SUPPLIED DATA:
'''

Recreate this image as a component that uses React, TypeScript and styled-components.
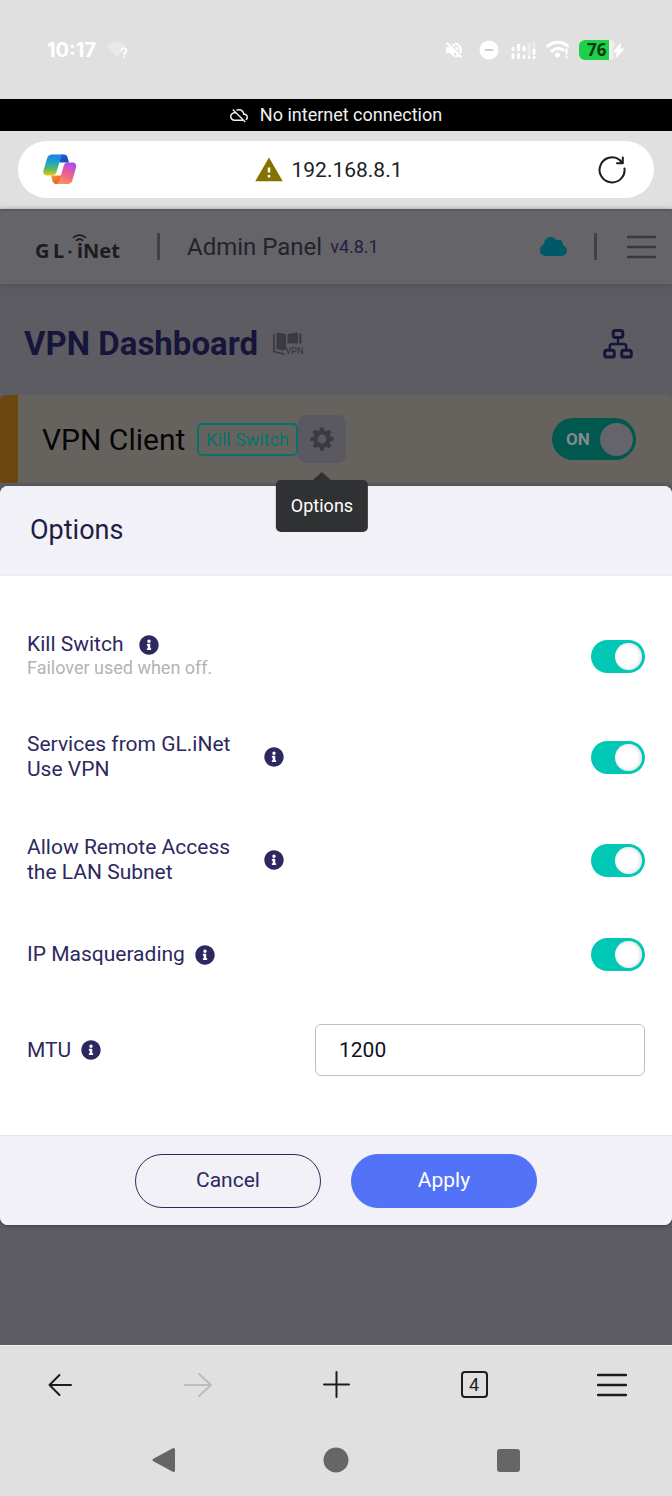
import React from 'react';
import styled, { createGlobalStyle } from 'styled-components';
import { FaCloud, FaInfoCircle } from 'react-icons/fa';

const GlobalStyle = createGlobalStyle`
  *, *::before, *::after { box-sizing: border-box; }
  body {
    margin: 0;
    background: #e0e0e0;
    font-family: Roboto, "Liberation Sans", sans-serif;
  }
  h1, h2, p { margin: 0; font-weight: 400; }
  button, input { font: inherit; margin: 0; }
  svg { display: block; flex: none; }
`;

const Screen = styled.div`
  display: flex;
  flex-direction: column;
  min-height: 100vh;
`;

const StatusBar = styled.header`
  display: flex;
  align-items: center;
  justify-content: space-between;
  height: 99px;
  padding: 0 46px 0 47px;
  color: #fff;
`;

const StatusGroup = styled.div`
  display: flex;
  align-items: center;
  gap: 10px;
`;

const Clock = styled.time`
  font: 700 20px/24px Inter, Roboto, sans-serif;
`;

const Battery = styled.span`
  display: flex;
  align-items: center;
`;

const BatteryLevel = styled.span`
  width: 30px;
  height: 20px;
  padding-left: 8px;
  border-radius: 6px 0 0 6px;
  background: #1fd04a;
  color: #083a10;
  font: 700 17px/20px "Noto Sans", sans-serif;
`;

const OfflineBanner = styled.div`
  display: flex;
  align-items: center;
  justify-content: center;
  gap: 12px;
  height: 32px;
  background: #000;
  color: #f1f1f1;
  font-size: 18px;
  line-height: 32px;
`;

const AddressArea = styled.div`
  padding: 10px 18px 11px;
`;

const AddressBar = styled.div`
  display: flex;
  align-items: center;
  justify-content: space-between;
  height: 57px;
  padding: 0 24px;
  border-radius: 29px;
  background: #fff;
`;

const Address = styled.div`
  display: flex;
  align-items: center;
  gap: 7px;
  padding-right: 15px;
  color: #202124;
  font-size: 21px;
`;

const IconButton = styled.button<{ $size?: number; $muted?: boolean }>`
  display: flex;
  align-items: center;
  justify-content: center;
  flex: none;
  width: ${(p) => p.$size ?? 48}px;
  height: ${(p) => p.$size ?? 48}px;
  padding: 0;
  border: 0;
  background: transparent;
  color: ${(p) => (p.$muted ? '#bcbcbc' : '#1c1c1e')};
`;

const Viewport = styled.main`
  flex: 1;
  background: #5d5c62;
`;

const PanelHeader = styled.div`
  display: flex;
  align-items: center;
  height: 75px;
  padding: 0 16px 2px 35px;
  border-top: 2px solid #5b5a5e;
  background: #656469;
  box-shadow: 0 2px 6px #525157;
`;

const Divider = styled.span<{ $before: number; $after: number }>`
  width: 3px;
  height: 27px;
  margin: 0 ${(p) => p.$after}px 0 ${(p) => p.$before}px;
  background: #414045;
`;

const PanelName = styled.span`
  color: #232328;
  font-size: 24px;
`;

const Version = styled.span`
  margin: 0 auto 0 8px;
  color: #211f47;
  font-size: 18px;
`;

const TitleRow = styled.div`
  display: flex;
  align-items: center;
  gap: 15px;
  height: 111px;
  padding: 8px 30px 0 24px;
`;

const PageTitle = styled.h1`
  color: #17153a;
  font-size: 33px;
  font-weight: 700;
`;

const TitleAction = styled(IconButton)`
  margin-left: auto;
`;

const ClientCard = styled.section`
  display: flex;
  align-items: center;
  height: 88px;
  margin-bottom: 3px;
  padding: 0 36px 0 24px;
  border-left: 18px solid #6a4611;
  border-radius: 6px 6px 0 0;
  background: #66635f;
`;

const ClientTitle = styled.h2`
  margin-right: 12px;
  color: #050505;
  font-size: 30px;
`;

const Tag = styled.span`
  padding: 0 7px;
  border: 2px solid #06736a;
  border-radius: 5px;
  color: #06736a;
  font-size: 18px;
  line-height: 29px;
`;

const TooltipAnchor = styled.div`
  position: relative;
  margin-right: auto;
`;

const GearButton = styled(IconButton)`
  border-radius: 8px;
  background: #5a5961;
  color: #3b3a42;
`;

const Tooltip = styled.div`
  position: absolute;
  z-index: 2;
  top: 65px;
  left: 50%;
  transform: translateX(-50%);
  padding: 14px 15px;
  border-radius: 5px;
  background: #303133;
  color: #fff;
  font-size: 18px;
  line-height: 24px;

  &::before {
    content: '';
    position: absolute;
    top: -8px;
    left: 50%;
    margin-left: -9px;
    border: 9px solid transparent;
    border-top-width: 0;
    border-bottom: 8px solid #303133;
  }
`;

const PowerSwitch = styled.label`
  display: flex;
  align-items: center;
  justify-content: space-between;
  width: 84px;
  height: 42px;
  padding: 0 3px 0 14px;
  border-radius: 21px;
  background: #00584e;
  color: #88888d;
  font-size: 17px;
  font-weight: 700;

  input {
    appearance: none;
    width: 33px;
    height: 33px;
    border-radius: 50%;
    background: #65646a;
  }
`;

const Dialog = styled.section`
  position: relative;
  z-index: 1;
  margin-bottom: 120px;
  border-radius: 8px;
  overflow: hidden;
  background: #fff;
  box-shadow: 0 1px 4px #3f3e44;
`;

const DialogHeader = styled.div`
  height: 90px;
  padding: 0 30px;
  border-bottom: 2px solid #eeedf2;
  background: #f2f1f7;
`;

const DialogTitle = styled.h2`
  color: #201d45;
  font-size: 27px;
  line-height: 88px;
`;

const DialogBody = styled.div`
  display: flex;
  flex-direction: column;
  gap: 53px;
  padding: 57px 27px 59px;
`;

const OptionRow = styled.div`
  display: flex;
  align-items: center;
  justify-content: space-between;
`;

const LabelLine = styled.div<{ $gap?: number }>`
  display: flex;
  align-items: center;
  gap: ${(p) => p.$gap ?? 10}px;
  color: #2d2960;
`;

const OptionLabel = styled.label<{ $single?: boolean }>`
  max-width: 227px;
  font-size: 21px;
  line-height: ${(p) => (p.$single ? 23 : 25)}px;
`;

const Hint = styled.p`
  color: #b3b3b5;
  font-size: 18px;
  line-height: 23px;
`;

const InfoButton = styled(IconButton)`
  color: #2d2960;
`;

const Switch = styled.input`
  appearance: none;
  flex: none;
  width: 54px;
  height: 33px;
  padding: 3px;
  border-radius: 17px;
  background: #c9c9cf;

  &::before {
    content: '';
    display: block;
    width: 27px;
    height: 27px;
    border-radius: 50%;
    background: #fff;
    box-shadow: inset -1px 0 4px #d9d4d8;
  }

  &:checked {
    background: #00c8b4;
  }

  &:checked::before {
    margin-left: auto;
  }
`;

const TextField = styled.input`
  width: 330px;
  height: 52px;
  padding: 0 23px;
  border: 1px solid #bfbfc2;
  border-radius: 6px;
  background: #fff;
  color: #111118;
  font-size: 21px;
`;

const DialogFooter = styled.div`
  display: flex;
  justify-content: center;
  gap: 30px;
  padding: 18px 24px 17px;
  border-top: 1px solid #e4e3e9;
  background: #f2f1f7;
`;

const ActionButton = styled.button<{ $primary?: boolean }>`
  width: 186px;
  height: 54px;
  padding: 0 0 2px;
  border: 1px solid ${(p) => (p.$primary ? '#5272f7' : '#2d2960')};
  border-radius: 27px;
  background: ${(p) => (p.$primary ? '#5272f7' : 'transparent')};
  color: ${(p) => (p.$primary ? '#fff' : '#2d2960')};
  font-size: 21px;
`;

const BrowserBar = styled.nav`
  display: flex;
  align-items: center;
  justify-content: space-between;
  height: 79px;
  padding: 0 36px 1px;
  border-top: 1px solid #f2f2f2;
`;

const TabCount = styled.span`
  width: 27px;
  height: 27px;
  border: 2px solid #1c1c1e;
  border-radius: 4px;
  font-size: 18px;
  line-height: 24px;
  text-align: center;
`;

const SystemBar = styled.nav`
  display: flex;
  justify-content: center;
  gap: 124px;
  height: 72px;
  padding-top: 12px;
`;

const MutedIcon = () => (
  <svg width="24" height="20" viewBox="0 0 24 24" fill="#fff" aria-hidden="true">
    <path d="M16.5 12c0-1.77-1.02-3.29-2.5-4.03v2.21l2.45 2.45c.03-.2.05-.41.05-.63zm2.5 0c0 .94-.2 1.82-.54 2.64l1.51 1.51C20.63 14.91 21 13.5 21 12c0-4.28-2.99-7.86-7-8.77v2.06c2.89.86 5 3.54 5 6.71zM4.27 3 3 4.27 7.73 9H3v6h4l5 5v-6.73l4.25 4.25c-.67.52-1.42.93-2.25 1.18v2.06c1.38-.31 2.63-.95 3.69-1.81L19.73 21 21 19.73l-9-9L4.27 3zM12 4 9.91 6.09 12 8.18V4z" stroke="#fff" strokeWidth="1" />
  </svg>
);

const DndIcon = () => (
  <svg width="24" height="20" viewBox="0 0 24 20" aria-hidden="true">
    <circle cx="13" cy="10" r="9.5" fill="#fff" />
    <path d="M9.500 10h7" stroke="#cfcfcf" strokeWidth="1.800" strokeLinecap="round" />
  </svg>
);

const SignalIcon = () => (
  <svg width="26" height="20" viewBox="0 0 26 20" fill="none" strokeWidth="3" strokeLinecap="round" aria-hidden="true">
    <path d="M3 8.500v1M8.500 5v5M3 14.500v3M8.500 14.500v3M14 16.500v1M14 7v3" stroke="#fff" />
    <path d="M19 4v11M24 2.500v5" stroke="#ececec" />
    <path d="M24 10v3.500M24 17.500v.1M19 17.500v.1" stroke="#fff" />
  </svg>
);

const WifiIcon = () => (
  <svg width="23" height="20" viewBox="0 0 23 20" fill="none" stroke="#fff" strokeWidth="3" strokeLinecap="round" aria-hidden="true">
    <path d="M2 6c5.500-5 14-5 19.500 0M6 11c3-3 8-3.300 11-1" />
    <circle cx="11.500" cy="15" r="1" fill="#fff" />
    <path d="M20.500 9.500v4M20.500 17v.1" strokeWidth="2.400" />
  </svg>
);

const UnknownWifiIcon = () => (
  <svg width="22" height="18" viewBox="0 0 22 18" fill="none" aria-hidden="true">
    <path d="M1 5C7 .5 14 .5 20 5l-9 10.500z" fill="#e9e9e9" stroke="#e9e9e9" strokeLinejoin="round" />
    <path d="M15.500 9.500c0-3 5-2.800 5 0 0 2-2.300 2-2.300 4M18.200 16v.1" stroke="#fff" strokeWidth="1.800" strokeLinecap="round" />
  </svg>
);

const BoltIcon = () => (
  <svg width="17" height="20" viewBox="0 0 17 20" aria-hidden="true">
    <path d="M0 0c4 0 6 2 6 5l-3 6 2 7c-1 1.500-3 2-5 2z" fill="#efefef" />
    <path d="M11.500 3.500 4.500 12h4l-1.500 5.500 8-8.500h-4.200z" fill="#fff" stroke="#fff" strokeLinejoin="round" />
  </svg>
);

const CloudOffIcon = () => (
  <svg width="18" height="18" viewBox="0 0 24 24" fill="#f1f1f1" aria-hidden="true">
    <path d="M19.35 10.04C18.67 6.59 15.64 4 12 4c-1.48 0-2.85.43-4.01 1.17l1.46 1.46C10.21 6.23 11.08 6 12 6c3.04 0 5.5 2.46 5.5 5.5v.5H19c1.66 0 3 1.34 3 3 0 1.13-.64 2.11-1.56 2.62l1.45 1.45C23.16 18.16 24 16.68 24 15c0-2.64-2.05-4.78-4.65-4.96zM3 5.27l2.75 2.74C2.56 8.15 0 10.77 0 14c0 3.31 2.69 6 6 6h11.73l2 2L21 20.73 4.27 4 3 5.27zM7.73 10l8 8H6c-2.21 0-4-1.79-4-4s1.79-4 4-4h1.73z" />
  </svg>
);

const CopilotIcon = () => (
  <svg width="34" height="31" viewBox="0 0 34 31" aria-hidden="true">
    <defs>
      <linearGradient id="cpTop" x1="0" y1="0" x2="0" y2="1">
        <stop offset="0" stopColor="#1c7fe6" />
        <stop offset=".4" stopColor="#1fa5c4" />
        <stop offset=".7" stopColor="#5fbb5a" />
        <stop offset="1" stopColor="#e8c81e" />
      </linearGradient>
      <linearGradient id="cpBottom" x1=".7" y1="0" x2=".3" y2="1">
        <stop offset="0" stopColor="#a44ff0" />
        <stop offset=".5" stopColor="#ee5d92" />
        <stop offset="1" stopColor="#fb9659" />
      </linearGradient>
      <linearGradient id="cpFold" x1="0" y1="0" x2="1" y2="1">
        <stop offset="0" stopColor="#1a63d8" />
        <stop offset="1" stopColor="#1c3fb4" />
      </linearGradient>
      <linearGradient id="cpTail" x1="0" y1="0" x2="1" y2="1">
        <stop offset="0" stopColor="#f0a030" />
        <stop offset="1" stopColor="#e8463c" />
      </linearGradient>
    </defs>
    <path d="M18 .5h3c2 0 3 1.200 3.600 3.200L26 8.600H16z" fill="url(#cpFold)" />
    <path d="M16 30h-3c-2 0-3-1.200-3.600-3.200L8 21.400h11z" fill="url(#cpTail)" />
    <path d="M9.500.5h11c-1.600.4-2.400 2-3 4l-4 13.500c-.7 2.300-2 3.500-4.500 3.500H4c-3.300 0-4.300-2.500-3.400-5.500L4 4.500C4.900 1.800 6.500.5 9.500.5z" fill="url(#cpTop)" />
    <path d="M24.500 30h-11c1.600-.4 2.400-2 3-4l4.200-14c.6-2.100 1.500-3.500 3.800-3.500h5c3.300 0 4.300 2.500 3.400 5.500L29.500 26c-.9 2.700-2 4-5 4z" fill="url(#cpBottom)" />
  </svg>
);

const WarningIcon = () => (
  <svg width="30" height="30" viewBox="0 0 24 24" fill="#827200" aria-label="Not secure">
    <path d="M1 21h22L12 2 1 21zm12-3h-2v-2h2v2zm0-4h-2v-4h2v4z" />
  </svg>
);

const ReloadIcon = () => (
  <svg width="30" height="30" viewBox="0 0 30 30" fill="none" stroke="#1c1c1e" strokeWidth="2" strokeLinecap="round" strokeLinejoin="round">
    <path d="M27.500 13.500A12.500 12.500 0 1 1 22.700 5L25.500 8M25.800 2.500V8.300H20" />
  </svg>
);

const Logo = () => (
  <svg width="92" height="40" viewBox="0 0 92 40" fill="#1c1b20" aria-label="GL.iNet" fontFamily='"Noto Sans", sans-serif' fontWeight="700" fontSize="20">
    <text x="0" y="31">G</text>
    <text x="18" y="31">L</text>
    <circle cx="35" cy="25" r="1.600" />
    <text x="42" y="31">iNet</text>
    <g fill="none" stroke="#1c1b20" strokeWidth="1.700" strokeLinecap="round">
      <path d="M38.500 10.500c3.300-3.300 8.700-3.300 12 0M41.500 13.300c1.800-1.400 4.400-1.400 6.200 0" />
    </g>
  </svg>
);

const GuideIcon = () => (
  <svg width="32" height="26" viewBox="0 0 32 26" fill="#3b3a40" aria-label="VPN guide">
    <path d="M0 3h1.800v17l9.700 2.300V24L0 21.300z" />
    <path d="M3.500 1.500 13 3v15.500l-3 1-6.500-1.500z" />
    <path d="M14.500 3 25 1.500v11H14.500z" />
    <path d="M26.200 2.500H28.500v10h-2.300z" />
    <text x="12.500" y="23" fontSize="9" fontWeight="500" fontFamily="Roboto, sans-serif">VPN</text>
  </svg>
);

const SitemapIcon = () => (
  <svg width="30" height="30" viewBox="0 0 30 30" fill="none" stroke="#17153a" strokeWidth="3">
    <rect x="10.200" y="1.500" width="9.600" height="7" rx="2.200" />
    <rect x="1.700" y="21.300" width="9.600" height="6.800" rx="2.200" />
    <rect x="18.700" y="21.300" width="9.600" height="6.800" rx="2.200" />
    <path d="M15 8.500v6.500M6.800 21v-3.500c0-1.700.8-2.500 2.500-2.500h11.400c1.700 0 2.500.8 2.500 2.500V21" strokeWidth="2.400" />
  </svg>
);

const GearIcon = () => (
  <svg width="24" height="24" viewBox="0 0 24 24" fill="none" stroke="currentColor" aria-hidden="true">
    <circle cx="12" cy="12" r="6.700" strokeWidth="4.600" />
    <g strokeWidth="4.200" strokeLinecap="butt">
      {[0, 45, 90, 135].map((angle) => (
        <path key={angle} d="M12 .5v4M12 19.500v4" transform={`rotate(${angle} 12 12)`} />
      ))}
    </g>
  </svg>
);

const LinesIcon = ({ color, width, gap }: { color: string; width: number; gap: number }) => (
  <svg width={width} height="30" viewBox={`0 0 ${width} 30`} stroke={color} strokeWidth="2.300" strokeLinecap="round">
    <path d={`M1 ${15 - gap}H${width - 1}M1 15H${width - 1}M1 ${15 + gap}H${width - 1}`} />
  </svg>
);

const strokeProps = { fill: 'none', stroke: 'currentColor', strokeWidth: 2, strokeLinecap: 'round', strokeLinejoin: 'round' } as const;

type Option = { id: string; label: string; hint?: string };

const options: Option[] = [
  { id: 'kill-switch', label: 'Kill Switch', hint: 'Failover used when off.' },
  { id: 'services-vpn', label: 'Services from GL.iNet Use VPN' },
  { id: 'remote-lan', label: 'Allow Remote Access the LAN Subnet' },
  { id: 'masquerading', label: 'IP Masquerading' },
];

const Info = ({ about }: { about: string }) => (
  <InfoButton type="button" $size={20} aria-label={`About ${about}`}>
    <FaInfoCircle size={20} />
  </InfoButton>
);

export default function App() {
  return (
    <Screen>
      <GlobalStyle />
      <StatusBar>
        <StatusGroup>
          <Clock>10:17</Clock>
          <UnknownWifiIcon />
        </StatusGroup>
        <StatusGroup>
          <MutedIcon />
          <DndIcon />
          <SignalIcon />
          <WifiIcon />
          <Battery>
            <BatteryLevel>76</BatteryLevel>
            <BoltIcon />
          </Battery>
        </StatusGroup>
      </StatusBar>

      <OfflineBanner role="status">
        <CloudOffIcon />
        No internet connection
      </OfflineBanner>

      <AddressArea>
        <AddressBar>
          <IconButton type="button" $size={36} aria-label="Copilot"><CopilotIcon /></IconButton>
          <Address><WarningIcon />192.168.8.1</Address>
          <IconButton type="button" $size={36} aria-label="Reload"><ReloadIcon /></IconButton>
        </AddressBar>
      </AddressArea>

      <Viewport>
        <PanelHeader>
          <Logo />
          <Divider $before={30} $after={27} />
          <PanelName>Admin Panel</PanelName>
          <Version>v4.8.1</Version>
          <FaCloud size={27} color="#005966" />
          <Divider $before={27} $after={30} />
          <IconButton type="button" $size={29} aria-label="Menu"><LinesIcon color="#3a393e" width={29} gap={10} /></IconButton>
        </PanelHeader>

        <TitleRow>
          <PageTitle>VPN Dashboard</PageTitle>
          <GuideIcon />
          <TitleAction type="button" aria-label="Network map"><SitemapIcon /></TitleAction>
        </TitleRow>

        <ClientCard>
          <ClientTitle>VPN Client</ClientTitle>
          <Tag>Kill Switch</Tag>
          <TooltipAnchor>
            <GearButton type="button" aria-describedby="options-tip" aria-label="Options"><GearIcon /></GearButton>
            <Tooltip id="options-tip" role="tooltip">Options</Tooltip>
          </TooltipAnchor>
          <PowerSwitch>
            ON
            <input type="checkbox" defaultChecked />
          </PowerSwitch>
        </ClientCard>

        <Dialog role="dialog" aria-labelledby="dialog-title">
          <DialogHeader>
            <DialogTitle id="dialog-title">Options</DialogTitle>
          </DialogHeader>
          <DialogBody>
            {options.map(({ id, label, hint }) => (
              <OptionRow key={id}>
                <div>
                  <LabelLine $gap={hint ? 15 : 10}>
                    <OptionLabel htmlFor={id} $single={Boolean(hint)}>{label}</OptionLabel>
                    <Info about={label} />
                  </LabelLine>
                  {hint && <Hint>{hint}</Hint>}
                </div>
                <Switch id={id} type="checkbox" defaultChecked />
              </OptionRow>
            ))}
            <OptionRow>
              <LabelLine>
                <OptionLabel htmlFor="mtu">MTU</OptionLabel>
                <Info about="MTU" />
              </LabelLine>
              <TextField id="mtu" type="text" inputMode="numeric" defaultValue="1200" />
            </OptionRow>
          </DialogBody>
          <DialogFooter>
            <ActionButton type="button">Cancel</ActionButton>
            <ActionButton type="button" $primary>Apply</ActionButton>
          </DialogFooter>
        </Dialog>
      </Viewport>

      <BrowserBar aria-label="Browser">
        <IconButton type="button" aria-label="Back">
          <svg width="24" height="24" viewBox="0 0 24 24" {...strokeProps}><path d="M23 12H1.500M11.500 2 1.500 12l10 10" /></svg>
        </IconButton>
        <IconButton type="button" aria-label="Forward" $muted disabled>
          <svg width="28" height="26" viewBox="0 0 28 26" {...strokeProps}><path d="M1 13h26M15 2l12 11-12 11" /></svg>
        </IconButton>
        <IconButton type="button" aria-label="New tab">
          <svg width="27" height="27" viewBox="0 0 27 27" {...strokeProps}><path d="M1 13.500h25M13.500 1v25" /></svg>
        </IconButton>
        <IconButton type="button" aria-label="Open tabs"><TabCount>4</TabCount></IconButton>
        <IconButton type="button" aria-label="Browser menu"><LinesIcon color="#1c1c1e" width={30} gap={10} /></IconButton>
      </BrowserBar>

      <SystemBar aria-label="System">
        <IconButton type="button" aria-label="System back">
          <svg width="26" height="26" viewBox="0 0 26 26" fill="#666" stroke="#666" strokeWidth="3" strokeLinejoin="round"><path d="M22.500 2.500v21L3 13z" /></svg>
        </IconButton>
        <IconButton type="button" aria-label="Home">
          <svg width="26" height="26" viewBox="0 0 26 26" fill="#666"><circle cx="13" cy="13" r="12.500" /></svg>
        </IconButton>
        <IconButton type="button" aria-label="Recent apps">
          <svg width="23" height="23" viewBox="0 0 23 23" fill="#666"><rect width="23" height="23" rx="3" /></svg>
        </IconButton>
      </SystemBar>
    </Screen>
  );
}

'''

SET EXERCISE:
Select all lines in the listing that include the word "components".

SOLUTION FOR THIS TASK:
Recreate this image as a component that uses React, TypeScript and styled-components.
import styled, { createGlobalStyle } from 'styled-components';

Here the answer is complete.